The regulation was originally scheduled to apply from Dec. 30 2024, before the Commission proposed delaying it to the end of this year, giving companies and trading partners an extra 12 months to get ready to comply with the new tracing and due diligence requirements.
But more time is needed, said Roswall, and the EU executive has now sent letters to the Council of the EU and the European Parliament proposing a further delay.
It’s the latest in a long string of actions by the Commission since late last year to weaken or delay green rules, part of a grand push to get rid of red tape and boost the global competitiveness of European industry.
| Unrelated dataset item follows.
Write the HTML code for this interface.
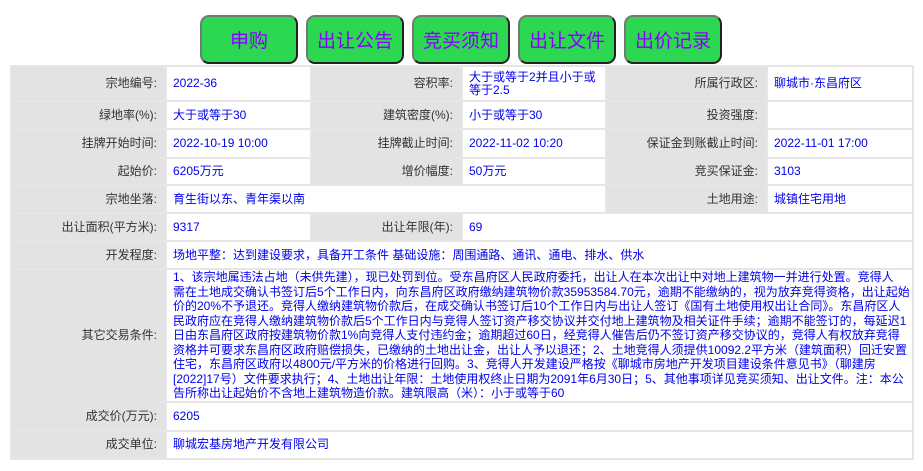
<!DOCTYPE html>
<html><head><meta charset="utf-8"><style>
body{margin:0;background:#fff;font-family:"Liberation Sans","Noto Sans CJK SC",sans-serif;font-size:12px;}
.btns{position:absolute;top:15px;left:0;}
.b{position:absolute;top:0;height:45px;width:94px;background:#2cd852;border:2px solid #555;border-top-color:#777;border-left-color:#777;border-bottom-color:#222;border-right-color:#222;border-radius:9px;color:#8a00ff;font-size:19px;text-align:center;line-height:45px;font-family:"Noto Sans CJK SC",sans-serif;}
table{position:absolute;top:65px;left:10px;border-collapse:collapse;table-layout:fixed;width:902px;}
td{border:2px solid #e6e6e6;padding:0 6px;vertical-align:middle;line-height:13px;}
td.l{background:#e3e3e3;text-align:right;color:#333;padding-right:8px;}
td.v{background:#fff;color:#0000ee;}
.long{white-space:nowrap;line-height:14.5px;font-size:12px;}
</style></head><body>
<div class="btns">
<div class="b" style="left:200px">申购</div>
<div class="b" style="left:306px">出让公告</div>
<div class="b" style="left:412px">竞买须知</div>
<div class="b" style="left:518px">出让文件</div>
<div class="b" style="left:624px">出价记录</div>
</div>
<table>
<colgroup><col style="width:155px"><col style="width:145px"><col style="width:151px"><col style="width:144px"><col style="width:161px"><col style="width:146px"></colgroup>
<tr style="height:35px"><td class="l">宗地编号:</td><td class="v">2022-36</td><td class="l">容积率:</td><td class="v">大于或等于2并且小于或等于2.5</td><td class="l">所属行政区:</td><td class="v">聊城市·东昌府区</td></tr>
<tr style="height:28px"><td class="l">绿地率(%):</td><td class="v">大于或等于30</td><td class="l">建筑密度(%):</td><td class="v">小于或等于30</td><td class="l">投资强度:</td><td class="v"></td></tr>
<tr style="height:29px"><td class="l">挂牌开始时间:</td><td class="v">2022-10-19 10:00</td><td class="l">挂牌截止时间:</td><td class="v">2022-11-02 10:20</td><td class="l">保证金到账截止时间:</td><td class="v">2022-11-01 17:00</td></tr>
<tr style="height:27px"><td class="l">起始价:</td><td class="v">6205万元</td><td class="l">增价幅度:</td><td class="v">50万元</td><td class="l">竞买保证金:</td><td class="v">3103</td></tr>
<tr style="height:28px"><td class="l">宗地坐落:</td><td class="v" colspan="3">育生街以东、青年渠以南</td><td class="l">土地用途:</td><td class="v">城镇住宅用地</td></tr>
<tr style="height:28px"><td class="l">出让面积(平方米):</td><td class="v">9317</td><td class="l">出让年限(年):</td><td class="v" colspan="3">69</td></tr>
<tr style="height:28px"><td class="l">开发程度:</td><td class="v" colspan="5">场地平整：达到建设要求，具备开工条件 基础设施：周围通路、通讯、通电、排水、供水</td></tr>
<tr style="height:131px"><td class="l">其它交易条件:</td><td class="v long" colspan="5">1、该宗地属违法占地（未供先建），现已处罚到位。受东昌府区人民政府委托，出让人在本次出让中对地上建筑物一并进行处置。竞得人<br>需在土地成交确认书签订后5个工作日内，向东昌府区政府缴纳建筑物价款35953584.70元，逾期不能缴纳的，视为放弃竞得资格，出让起始<br>价的20%不予退还。竞得人缴纳建筑物价款后，在成交确认书签订后10个工作日内与出让人签订《国有土地使用权出让合同》。东昌府区人<br>民政府应在竞得人缴纳建筑物价款后5个工作日内与竞得人签订资产移交协议并交付地上建筑物及相关证件手续；逾期不能签订的，每延迟1<br>日由东昌府区政府按建筑物价款1%向竞得人支付违约金；逾期超过60日，经竞得人催告后仍不签订资产移交协议的，竞得人有权放弃竞得<br>资格并可要求东昌府区政府赔偿损失，已缴纳的土地出让金，出让人予以退还；2、土地竞得人须提供10092.2平方米（建筑面积）回迁安置<br>住宅，东昌府区政府以4800元/平方米的价格进行回购。3、竞得人开发建设严格按《聊城市房地产开发项目建设条件意见书》（聊建房<br>[2022]17号）文件要求执行；4、土地出让年限：土地使用权终止日期为2091年6月30日；5、其他事项详见竞买须知、出让文件。注：本公<br>告所称出让起始价不含地上建筑物造价款。建筑限高（米）：小于或等于60</td></tr>
<tr style="height:29px"><td class="l">成交价(万元):</td><td class="v" colspan="5">6205</td></tr>
<tr style="height:28px"><td class="l">成交单位:</td><td class="v" colspan="5">聊城宏基房地产开发有限公司</td></tr>
</table>
</body></html>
The anti-deforestation rules, which target commodities such as coffee, beef, soy and palm oil, require companies to look deep into their supply chain to ensure these commodities hadn’t contributed to deforestation or human rights abuses. Some businesses claimed this information was often unobtainable.
The commissioner denied the Commission’s push to delay was linked to complaints from trade partners, such as the U.S., Japan or Malaysia. She also denied it was linked to the conclusion of thorny trade talks with Indonesia on Monday, the world’s largest exporter of palm oil.
Roswall kept the door open to tweaking the substance of the deforestation rules. “The other thing that we also have been working [on] for a long time is the simplification of different angles,” she said, which the Commission will “now also discuss with the ministers.”